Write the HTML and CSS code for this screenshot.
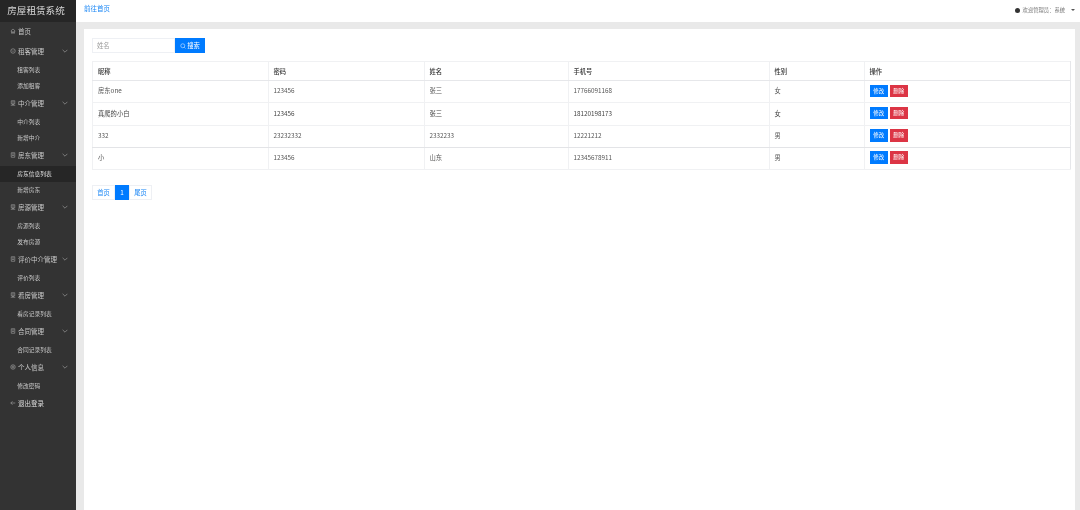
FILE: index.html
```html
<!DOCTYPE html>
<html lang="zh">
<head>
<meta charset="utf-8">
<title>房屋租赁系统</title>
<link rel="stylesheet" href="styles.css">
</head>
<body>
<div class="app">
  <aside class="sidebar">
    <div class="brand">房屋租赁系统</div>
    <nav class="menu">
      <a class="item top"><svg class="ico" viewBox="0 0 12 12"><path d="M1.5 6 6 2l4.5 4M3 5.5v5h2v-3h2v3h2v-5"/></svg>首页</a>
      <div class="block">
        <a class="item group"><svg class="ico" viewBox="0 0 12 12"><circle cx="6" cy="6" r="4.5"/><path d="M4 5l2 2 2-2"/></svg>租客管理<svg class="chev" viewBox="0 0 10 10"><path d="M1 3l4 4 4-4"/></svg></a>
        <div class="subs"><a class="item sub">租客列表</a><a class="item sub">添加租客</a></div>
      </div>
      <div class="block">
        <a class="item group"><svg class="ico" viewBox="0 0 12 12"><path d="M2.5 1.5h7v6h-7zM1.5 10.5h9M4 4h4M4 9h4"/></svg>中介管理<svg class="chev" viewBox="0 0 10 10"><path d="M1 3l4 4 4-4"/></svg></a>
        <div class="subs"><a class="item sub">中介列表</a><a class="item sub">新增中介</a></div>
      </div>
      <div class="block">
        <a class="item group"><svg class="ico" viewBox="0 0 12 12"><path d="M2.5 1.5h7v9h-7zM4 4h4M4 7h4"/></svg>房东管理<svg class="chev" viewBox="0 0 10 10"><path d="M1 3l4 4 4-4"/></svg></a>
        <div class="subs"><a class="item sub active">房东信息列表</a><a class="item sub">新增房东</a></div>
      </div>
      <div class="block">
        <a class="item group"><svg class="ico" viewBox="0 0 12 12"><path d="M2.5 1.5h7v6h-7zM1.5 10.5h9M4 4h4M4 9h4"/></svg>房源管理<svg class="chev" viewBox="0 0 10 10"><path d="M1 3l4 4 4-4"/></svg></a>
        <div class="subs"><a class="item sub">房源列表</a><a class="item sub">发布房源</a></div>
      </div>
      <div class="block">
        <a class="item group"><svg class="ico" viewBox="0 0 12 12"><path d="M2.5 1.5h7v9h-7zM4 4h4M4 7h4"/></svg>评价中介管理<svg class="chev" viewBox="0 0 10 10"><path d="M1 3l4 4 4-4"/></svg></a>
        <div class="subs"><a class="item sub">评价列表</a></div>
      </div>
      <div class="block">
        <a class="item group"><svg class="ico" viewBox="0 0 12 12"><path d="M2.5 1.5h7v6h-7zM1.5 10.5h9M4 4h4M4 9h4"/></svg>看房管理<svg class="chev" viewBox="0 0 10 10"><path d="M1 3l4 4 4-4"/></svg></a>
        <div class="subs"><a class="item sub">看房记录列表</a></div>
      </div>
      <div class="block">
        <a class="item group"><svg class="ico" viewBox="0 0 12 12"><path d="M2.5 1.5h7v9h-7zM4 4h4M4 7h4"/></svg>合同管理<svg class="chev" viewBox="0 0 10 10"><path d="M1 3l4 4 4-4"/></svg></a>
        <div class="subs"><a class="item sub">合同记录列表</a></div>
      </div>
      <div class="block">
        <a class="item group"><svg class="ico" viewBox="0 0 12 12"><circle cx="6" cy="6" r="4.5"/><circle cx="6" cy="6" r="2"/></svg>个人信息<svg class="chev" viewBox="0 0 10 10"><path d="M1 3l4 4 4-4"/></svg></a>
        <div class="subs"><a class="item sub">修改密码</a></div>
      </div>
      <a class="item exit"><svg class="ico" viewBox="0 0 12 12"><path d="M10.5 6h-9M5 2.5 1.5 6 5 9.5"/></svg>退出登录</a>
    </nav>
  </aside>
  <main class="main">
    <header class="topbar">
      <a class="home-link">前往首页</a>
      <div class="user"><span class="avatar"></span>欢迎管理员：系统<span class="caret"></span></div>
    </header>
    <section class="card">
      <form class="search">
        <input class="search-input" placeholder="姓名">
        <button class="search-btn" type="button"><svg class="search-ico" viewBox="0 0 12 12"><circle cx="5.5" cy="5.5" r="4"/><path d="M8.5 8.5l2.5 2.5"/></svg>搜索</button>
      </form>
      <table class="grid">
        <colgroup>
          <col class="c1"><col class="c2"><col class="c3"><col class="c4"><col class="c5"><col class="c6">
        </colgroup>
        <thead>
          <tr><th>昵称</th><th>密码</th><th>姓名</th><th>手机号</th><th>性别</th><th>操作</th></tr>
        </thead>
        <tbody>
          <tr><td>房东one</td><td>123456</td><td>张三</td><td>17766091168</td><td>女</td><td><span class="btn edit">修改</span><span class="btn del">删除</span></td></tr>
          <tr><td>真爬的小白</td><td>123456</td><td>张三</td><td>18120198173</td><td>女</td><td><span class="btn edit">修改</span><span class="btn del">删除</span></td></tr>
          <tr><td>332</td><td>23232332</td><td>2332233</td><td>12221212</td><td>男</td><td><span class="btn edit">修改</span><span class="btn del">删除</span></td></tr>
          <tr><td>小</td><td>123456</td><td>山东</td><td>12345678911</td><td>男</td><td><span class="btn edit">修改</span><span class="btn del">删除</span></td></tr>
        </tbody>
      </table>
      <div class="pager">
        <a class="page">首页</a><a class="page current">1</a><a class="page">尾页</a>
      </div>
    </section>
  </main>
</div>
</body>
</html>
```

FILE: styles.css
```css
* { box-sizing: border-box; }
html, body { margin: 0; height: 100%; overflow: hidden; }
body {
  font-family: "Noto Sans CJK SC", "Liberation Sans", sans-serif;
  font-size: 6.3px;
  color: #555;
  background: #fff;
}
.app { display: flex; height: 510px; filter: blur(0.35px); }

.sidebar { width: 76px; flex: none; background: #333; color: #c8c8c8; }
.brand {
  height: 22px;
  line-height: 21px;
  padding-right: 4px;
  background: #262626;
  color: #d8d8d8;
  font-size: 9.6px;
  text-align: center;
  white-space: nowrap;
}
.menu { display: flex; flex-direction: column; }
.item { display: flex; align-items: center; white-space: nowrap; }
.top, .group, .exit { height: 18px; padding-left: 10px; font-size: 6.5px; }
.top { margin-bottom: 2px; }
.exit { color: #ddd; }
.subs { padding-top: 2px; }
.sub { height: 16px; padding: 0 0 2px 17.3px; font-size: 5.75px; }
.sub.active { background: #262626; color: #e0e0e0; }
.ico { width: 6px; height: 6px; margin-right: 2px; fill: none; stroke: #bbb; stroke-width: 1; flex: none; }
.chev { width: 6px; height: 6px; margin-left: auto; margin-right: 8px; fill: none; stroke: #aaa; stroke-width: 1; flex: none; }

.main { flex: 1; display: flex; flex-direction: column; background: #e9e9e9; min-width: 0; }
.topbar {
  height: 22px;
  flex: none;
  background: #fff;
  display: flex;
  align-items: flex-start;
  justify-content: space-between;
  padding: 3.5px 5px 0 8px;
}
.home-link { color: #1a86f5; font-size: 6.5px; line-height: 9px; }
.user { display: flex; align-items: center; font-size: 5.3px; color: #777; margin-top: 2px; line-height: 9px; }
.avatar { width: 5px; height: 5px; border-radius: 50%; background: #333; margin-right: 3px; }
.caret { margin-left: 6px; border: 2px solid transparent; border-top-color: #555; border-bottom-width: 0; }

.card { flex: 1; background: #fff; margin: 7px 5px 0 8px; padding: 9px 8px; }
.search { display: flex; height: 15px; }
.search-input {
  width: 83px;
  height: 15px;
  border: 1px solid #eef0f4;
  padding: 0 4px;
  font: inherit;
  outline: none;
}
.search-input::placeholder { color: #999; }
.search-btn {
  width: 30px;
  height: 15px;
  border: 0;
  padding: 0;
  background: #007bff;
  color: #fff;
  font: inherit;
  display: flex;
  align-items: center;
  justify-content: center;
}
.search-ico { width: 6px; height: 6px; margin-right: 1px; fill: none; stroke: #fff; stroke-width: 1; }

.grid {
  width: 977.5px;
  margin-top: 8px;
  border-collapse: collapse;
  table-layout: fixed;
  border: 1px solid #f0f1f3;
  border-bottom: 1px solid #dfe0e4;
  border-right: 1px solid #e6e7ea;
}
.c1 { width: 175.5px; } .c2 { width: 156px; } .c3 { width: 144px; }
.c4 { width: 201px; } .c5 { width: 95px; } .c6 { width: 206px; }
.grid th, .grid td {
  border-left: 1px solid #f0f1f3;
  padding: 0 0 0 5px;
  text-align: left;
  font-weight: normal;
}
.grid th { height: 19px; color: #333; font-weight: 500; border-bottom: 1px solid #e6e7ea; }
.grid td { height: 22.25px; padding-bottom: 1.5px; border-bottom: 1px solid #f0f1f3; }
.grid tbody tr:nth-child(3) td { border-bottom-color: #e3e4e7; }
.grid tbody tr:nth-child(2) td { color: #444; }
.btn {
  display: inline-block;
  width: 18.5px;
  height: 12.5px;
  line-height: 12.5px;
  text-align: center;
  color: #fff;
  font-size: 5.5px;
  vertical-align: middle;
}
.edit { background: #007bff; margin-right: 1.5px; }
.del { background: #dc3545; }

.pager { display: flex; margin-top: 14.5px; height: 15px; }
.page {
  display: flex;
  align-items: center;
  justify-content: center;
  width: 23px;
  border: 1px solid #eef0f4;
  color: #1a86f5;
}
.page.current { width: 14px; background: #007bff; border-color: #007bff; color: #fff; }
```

---

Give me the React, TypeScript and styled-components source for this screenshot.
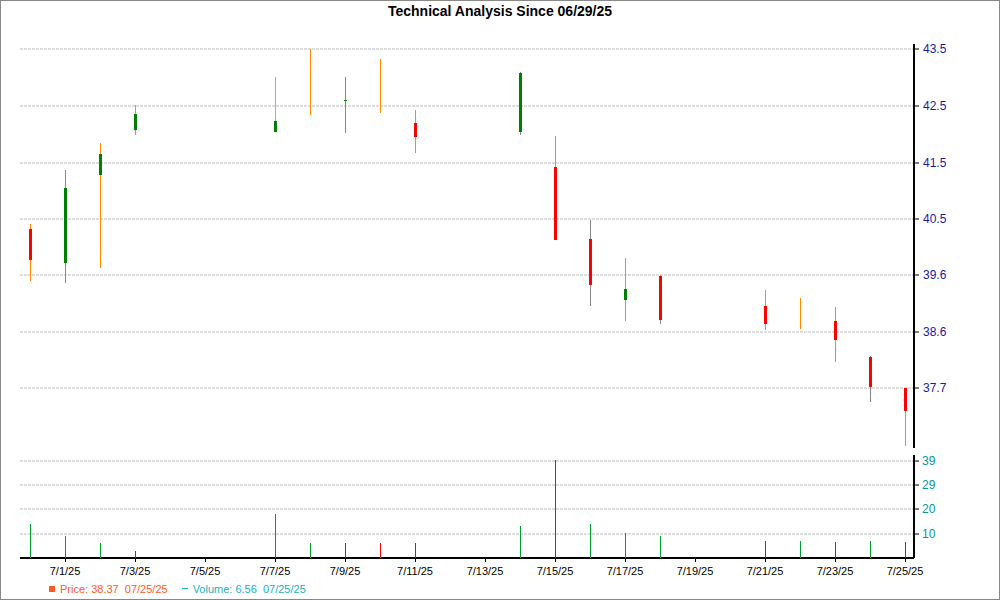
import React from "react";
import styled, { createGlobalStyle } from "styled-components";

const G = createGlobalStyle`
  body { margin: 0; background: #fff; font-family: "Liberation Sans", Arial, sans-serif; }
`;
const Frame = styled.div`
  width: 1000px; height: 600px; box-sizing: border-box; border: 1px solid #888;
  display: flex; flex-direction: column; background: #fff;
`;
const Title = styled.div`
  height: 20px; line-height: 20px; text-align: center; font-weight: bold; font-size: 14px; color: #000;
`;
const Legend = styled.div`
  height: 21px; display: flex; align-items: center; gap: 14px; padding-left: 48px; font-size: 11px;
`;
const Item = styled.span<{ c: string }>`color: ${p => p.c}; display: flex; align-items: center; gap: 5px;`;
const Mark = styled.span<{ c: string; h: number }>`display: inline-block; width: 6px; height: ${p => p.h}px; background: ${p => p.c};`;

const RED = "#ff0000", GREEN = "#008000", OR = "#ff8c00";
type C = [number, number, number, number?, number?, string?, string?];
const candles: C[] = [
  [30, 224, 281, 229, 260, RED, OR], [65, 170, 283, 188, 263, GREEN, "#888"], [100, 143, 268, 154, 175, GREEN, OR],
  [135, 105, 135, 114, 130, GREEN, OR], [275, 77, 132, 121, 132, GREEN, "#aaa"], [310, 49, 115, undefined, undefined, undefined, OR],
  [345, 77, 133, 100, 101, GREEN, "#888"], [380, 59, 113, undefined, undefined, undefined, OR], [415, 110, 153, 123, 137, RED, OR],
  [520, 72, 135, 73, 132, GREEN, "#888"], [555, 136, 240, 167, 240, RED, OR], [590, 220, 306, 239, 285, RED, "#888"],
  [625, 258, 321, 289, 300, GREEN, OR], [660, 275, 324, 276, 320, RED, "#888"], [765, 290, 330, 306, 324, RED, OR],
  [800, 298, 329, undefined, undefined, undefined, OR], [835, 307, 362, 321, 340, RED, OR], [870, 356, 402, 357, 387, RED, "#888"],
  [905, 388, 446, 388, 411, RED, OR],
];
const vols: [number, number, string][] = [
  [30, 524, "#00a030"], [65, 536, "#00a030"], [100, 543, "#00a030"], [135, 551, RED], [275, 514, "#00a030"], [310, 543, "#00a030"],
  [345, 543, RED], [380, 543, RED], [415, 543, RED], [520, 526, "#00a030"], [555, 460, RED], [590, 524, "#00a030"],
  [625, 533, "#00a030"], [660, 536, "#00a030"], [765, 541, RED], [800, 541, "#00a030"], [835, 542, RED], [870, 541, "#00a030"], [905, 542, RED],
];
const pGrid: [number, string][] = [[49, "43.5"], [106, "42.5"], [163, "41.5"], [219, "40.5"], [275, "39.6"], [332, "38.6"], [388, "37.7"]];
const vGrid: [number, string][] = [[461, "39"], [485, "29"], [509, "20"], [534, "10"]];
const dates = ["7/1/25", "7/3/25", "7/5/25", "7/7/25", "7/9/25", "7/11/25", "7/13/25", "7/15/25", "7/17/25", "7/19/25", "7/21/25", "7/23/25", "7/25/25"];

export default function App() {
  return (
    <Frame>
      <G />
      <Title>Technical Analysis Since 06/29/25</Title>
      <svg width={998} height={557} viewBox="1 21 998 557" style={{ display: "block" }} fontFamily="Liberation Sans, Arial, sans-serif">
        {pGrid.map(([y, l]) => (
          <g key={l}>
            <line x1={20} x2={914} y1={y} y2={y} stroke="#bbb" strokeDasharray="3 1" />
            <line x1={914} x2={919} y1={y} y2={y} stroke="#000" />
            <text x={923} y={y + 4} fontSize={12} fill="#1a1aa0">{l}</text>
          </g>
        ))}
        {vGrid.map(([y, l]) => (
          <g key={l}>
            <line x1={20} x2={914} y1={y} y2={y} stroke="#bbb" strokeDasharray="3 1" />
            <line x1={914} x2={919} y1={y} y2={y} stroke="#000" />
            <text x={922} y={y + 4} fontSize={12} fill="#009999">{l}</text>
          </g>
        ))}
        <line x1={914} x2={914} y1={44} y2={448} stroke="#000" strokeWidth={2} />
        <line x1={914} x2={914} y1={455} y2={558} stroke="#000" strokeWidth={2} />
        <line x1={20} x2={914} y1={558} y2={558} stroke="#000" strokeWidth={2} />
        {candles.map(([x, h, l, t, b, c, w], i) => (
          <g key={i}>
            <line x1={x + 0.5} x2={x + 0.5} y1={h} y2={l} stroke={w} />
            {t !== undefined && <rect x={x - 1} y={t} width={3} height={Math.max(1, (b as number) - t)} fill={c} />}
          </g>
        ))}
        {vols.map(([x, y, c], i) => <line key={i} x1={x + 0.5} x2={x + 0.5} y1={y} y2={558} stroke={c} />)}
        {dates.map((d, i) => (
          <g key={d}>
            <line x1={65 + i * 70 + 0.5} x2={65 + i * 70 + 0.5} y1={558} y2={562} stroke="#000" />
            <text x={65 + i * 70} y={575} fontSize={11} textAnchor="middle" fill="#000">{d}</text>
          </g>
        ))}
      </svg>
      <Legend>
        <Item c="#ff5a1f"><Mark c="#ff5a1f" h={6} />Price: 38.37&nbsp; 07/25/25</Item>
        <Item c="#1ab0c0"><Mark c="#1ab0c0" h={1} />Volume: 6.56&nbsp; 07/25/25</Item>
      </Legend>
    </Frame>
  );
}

## Given task
Copy every line of the records above that holds the word "components".

## Answer below
Give me the React, TypeScript and styled-components source for this screenshot.
import styled, { createGlobalStyle } from "styled-components";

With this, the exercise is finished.